• [Problem statement] Would you transcribe the whole listing exactly, minus its pictures?

• [Raw data]
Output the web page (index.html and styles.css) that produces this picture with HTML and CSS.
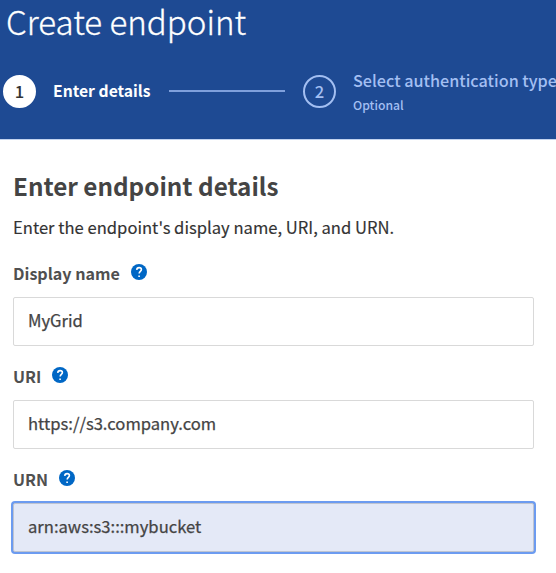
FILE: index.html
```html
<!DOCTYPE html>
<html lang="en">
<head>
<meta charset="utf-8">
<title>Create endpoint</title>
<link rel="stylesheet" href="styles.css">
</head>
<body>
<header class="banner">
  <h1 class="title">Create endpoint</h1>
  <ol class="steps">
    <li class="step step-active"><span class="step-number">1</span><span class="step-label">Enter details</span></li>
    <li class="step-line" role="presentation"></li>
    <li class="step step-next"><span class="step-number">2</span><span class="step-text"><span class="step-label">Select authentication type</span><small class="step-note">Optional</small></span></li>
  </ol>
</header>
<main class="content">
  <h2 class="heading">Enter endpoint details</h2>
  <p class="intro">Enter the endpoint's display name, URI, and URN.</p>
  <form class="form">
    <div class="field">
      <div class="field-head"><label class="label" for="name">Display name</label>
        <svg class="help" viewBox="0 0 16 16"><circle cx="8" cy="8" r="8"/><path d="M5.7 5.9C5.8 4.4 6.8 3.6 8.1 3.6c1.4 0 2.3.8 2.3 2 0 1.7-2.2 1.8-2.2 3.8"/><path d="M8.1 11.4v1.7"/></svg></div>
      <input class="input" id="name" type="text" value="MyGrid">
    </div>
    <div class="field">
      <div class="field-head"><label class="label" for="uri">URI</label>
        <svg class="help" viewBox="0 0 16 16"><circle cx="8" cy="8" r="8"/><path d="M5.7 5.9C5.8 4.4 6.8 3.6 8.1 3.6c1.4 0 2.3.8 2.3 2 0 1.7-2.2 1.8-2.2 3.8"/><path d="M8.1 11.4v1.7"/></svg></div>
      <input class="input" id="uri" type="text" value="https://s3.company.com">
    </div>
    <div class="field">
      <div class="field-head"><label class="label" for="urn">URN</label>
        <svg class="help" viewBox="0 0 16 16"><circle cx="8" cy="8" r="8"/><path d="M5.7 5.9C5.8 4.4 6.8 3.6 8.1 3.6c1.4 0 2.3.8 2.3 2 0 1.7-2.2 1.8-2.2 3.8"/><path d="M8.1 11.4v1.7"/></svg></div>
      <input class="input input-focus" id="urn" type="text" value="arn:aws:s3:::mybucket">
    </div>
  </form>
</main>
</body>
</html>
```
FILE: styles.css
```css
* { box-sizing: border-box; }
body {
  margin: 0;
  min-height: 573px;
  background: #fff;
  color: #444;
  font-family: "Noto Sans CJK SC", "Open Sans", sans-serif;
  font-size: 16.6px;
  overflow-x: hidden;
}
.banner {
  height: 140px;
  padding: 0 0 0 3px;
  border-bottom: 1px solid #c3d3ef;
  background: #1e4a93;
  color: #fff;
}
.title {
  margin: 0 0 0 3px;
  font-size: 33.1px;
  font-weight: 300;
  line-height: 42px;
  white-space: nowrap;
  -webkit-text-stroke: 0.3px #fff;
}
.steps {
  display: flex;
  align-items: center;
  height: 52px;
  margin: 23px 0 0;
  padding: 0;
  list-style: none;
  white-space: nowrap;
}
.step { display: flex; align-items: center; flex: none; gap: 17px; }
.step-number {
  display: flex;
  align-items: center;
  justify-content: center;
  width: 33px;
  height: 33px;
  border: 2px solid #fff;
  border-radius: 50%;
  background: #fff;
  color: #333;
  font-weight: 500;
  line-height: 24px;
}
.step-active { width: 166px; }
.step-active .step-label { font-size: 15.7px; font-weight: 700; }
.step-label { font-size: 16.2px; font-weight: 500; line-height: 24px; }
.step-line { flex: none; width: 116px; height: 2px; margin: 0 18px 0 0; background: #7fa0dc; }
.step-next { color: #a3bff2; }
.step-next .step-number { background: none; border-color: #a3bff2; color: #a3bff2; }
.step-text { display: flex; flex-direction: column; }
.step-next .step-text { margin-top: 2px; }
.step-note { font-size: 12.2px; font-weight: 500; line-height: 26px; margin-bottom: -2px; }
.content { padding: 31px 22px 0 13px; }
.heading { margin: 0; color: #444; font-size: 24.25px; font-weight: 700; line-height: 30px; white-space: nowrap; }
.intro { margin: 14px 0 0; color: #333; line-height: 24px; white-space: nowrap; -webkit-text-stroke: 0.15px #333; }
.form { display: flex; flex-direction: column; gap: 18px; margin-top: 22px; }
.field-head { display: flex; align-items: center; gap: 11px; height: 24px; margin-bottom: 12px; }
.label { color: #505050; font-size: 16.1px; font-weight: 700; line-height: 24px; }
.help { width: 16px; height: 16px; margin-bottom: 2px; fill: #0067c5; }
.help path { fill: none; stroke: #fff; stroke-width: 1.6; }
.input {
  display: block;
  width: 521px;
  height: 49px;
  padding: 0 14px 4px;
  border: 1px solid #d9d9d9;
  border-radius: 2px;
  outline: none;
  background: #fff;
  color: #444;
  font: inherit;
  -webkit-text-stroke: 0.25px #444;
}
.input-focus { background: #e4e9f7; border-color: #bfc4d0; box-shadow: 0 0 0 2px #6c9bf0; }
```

• [Exercise answer]
Output the web page (index.html and styles.css) that produces this picture with HTML and CSS.
FILE: index.html
```html
<!DOCTYPE html>
<html lang="en">
<head>
<meta charset="utf-8">
<title>Create endpoint</title>
<link rel="stylesheet" href="styles.css">
</head>
<body>
<header class="banner">
  <h1 class="title">Create endpoint</h1>
  <ol class="steps">
    <li class="step step-active"><span class="step-number">1</span><span class="step-label">Enter details</span></li>
    <li class="step-line" role="presentation"></li>
    <li class="step step-next"><span class="step-number">2</span><span class="step-text"><span class="step-label">Select authentication type</span><small class="step-note">Optional</small></span></li>
  </ol>
</header>
<main class="content">
  <h2 class="heading">Enter endpoint details</h2>
  <p class="intro">Enter the endpoint's display name, URI, and URN.</p>
  <form class="form">
    <div class="field">
      <div class="field-head"><label class="label" for="name">Display name</label>
        <svg class="help" viewBox="0 0 16 16"><circle cx="8" cy="8" r="8"/><path d="M5.7 5.9C5.8 4.4 6.8 3.6 8.1 3.6c1.4 0 2.3.8 2.3 2 0 1.7-2.2 1.8-2.2 3.8"/><path d="M8.1 11.4v1.7"/></svg></div>
      <input class="input" id="name" type="text" value="MyGrid">
    </div>
    <div class="field">
      <div class="field-head"><label class="label" for="uri">URI</label>
        <svg class="help" viewBox="0 0 16 16"><circle cx="8" cy="8" r="8"/><path d="M5.7 5.9C5.8 4.4 6.8 3.6 8.1 3.6c1.4 0 2.3.8 2.3 2 0 1.7-2.2 1.8-2.2 3.8"/><path d="M8.1 11.4v1.7"/></svg></div>
      <input class="input" id="uri" type="text" value="https://s3.company.com">
    </div>
    <div class="field">
      <div class="field-head"><label class="label" for="urn">URN</label>
        <svg class="help" viewBox="0 0 16 16"><circle cx="8" cy="8" r="8"/><path d="M5.7 5.9C5.8 4.4 6.8 3.6 8.1 3.6c1.4 0 2.3.8 2.3 2 0 1.7-2.2 1.8-2.2 3.8"/><path d="M8.1 11.4v1.7"/></svg></div>
      <input class="input input-focus" id="urn" type="text" value="arn:aws:s3:::mybucket">
    </div>
  </form>
</main>
</body>
</html>
```
FILE: styles.css
```css
* { box-sizing: border-box; }
body {
  margin: 0;
  min-height: 573px;
  background: #fff;
  color: #444;
  font-family: "Noto Sans CJK SC", "Open Sans", sans-serif;
  font-size: 16.6px;
  overflow-x: hidden;
}
.banner {
  height: 140px;
  padding: 0 0 0 3px;
  border-bottom: 1px solid #c3d3ef;
  background: #1e4a93;
  color: #fff;
}
.title {
  margin: 0 0 0 3px;
  font-size: 33.1px;
  font-weight: 300;
  line-height: 42px;
  white-space: nowrap;
  -webkit-text-stroke: 0.3px #fff;
}
.steps {
  display: flex;
  align-items: center;
  height: 52px;
  margin: 23px 0 0;
  padding: 0;
  list-style: none;
  white-space: nowrap;
}
.step { display: flex; align-items: center; flex: none; gap: 17px; }
.step-number {
  display: flex;
  align-items: center;
  justify-content: center;
  width: 33px;
  height: 33px;
  border: 2px solid #fff;
  border-radius: 50%;
  background: #fff;
  color: #333;
  font-weight: 500;
  line-height: 24px;
}
.step-active { width: 166px; }
.step-active .step-label { font-size: 15.7px; font-weight: 700; }
.step-label { font-size: 16.2px; font-weight: 500; line-height: 24px; }
.step-line { flex: none; width: 116px; height: 2px; margin: 0 18px 0 0; background: #7fa0dc; }
.step-next { color: #a3bff2; }
.step-next .step-number { background: none; border-color: #a3bff2; color: #a3bff2; }
.step-text { display: flex; flex-direction: column; }
.step-next .step-text { margin-top: 2px; }
.step-note { font-size: 12.2px; font-weight: 500; line-height: 26px; margin-bottom: -2px; }
.content { padding: 31px 22px 0 13px; }
.heading { margin: 0; color: #444; font-size: 24.25px; font-weight: 700; line-height: 30px; white-space: nowrap; }
.intro { margin: 14px 0 0; color: #333; line-height: 24px; white-space: nowrap; -webkit-text-stroke: 0.15px #333; }
.form { display: flex; flex-direction: column; gap: 18px; margin-top: 22px; }
.field-head { display: flex; align-items: center; gap: 11px; height: 24px; margin-bottom: 12px; }
.label { color: #505050; font-size: 16.1px; font-weight: 700; line-height: 24px; }
.help { width: 16px; height: 16px; margin-bottom: 2px; fill: #0067c5; }
.help path { fill: none; stroke: #fff; stroke-width: 1.6; }
.input {
  display: block;
  width: 521px;
  height: 49px;
  padding: 0 14px 4px;
  border: 1px solid #d9d9d9;
  border-radius: 2px;
  outline: none;
  background: #fff;
  color: #444;
  font: inherit;
  -webkit-text-stroke: 0.25px #444;
}
.input-focus { background: #e4e9f7; border-color: #bfc4d0; box-shadow: 0 0 0 2px #6c9bf0; }
```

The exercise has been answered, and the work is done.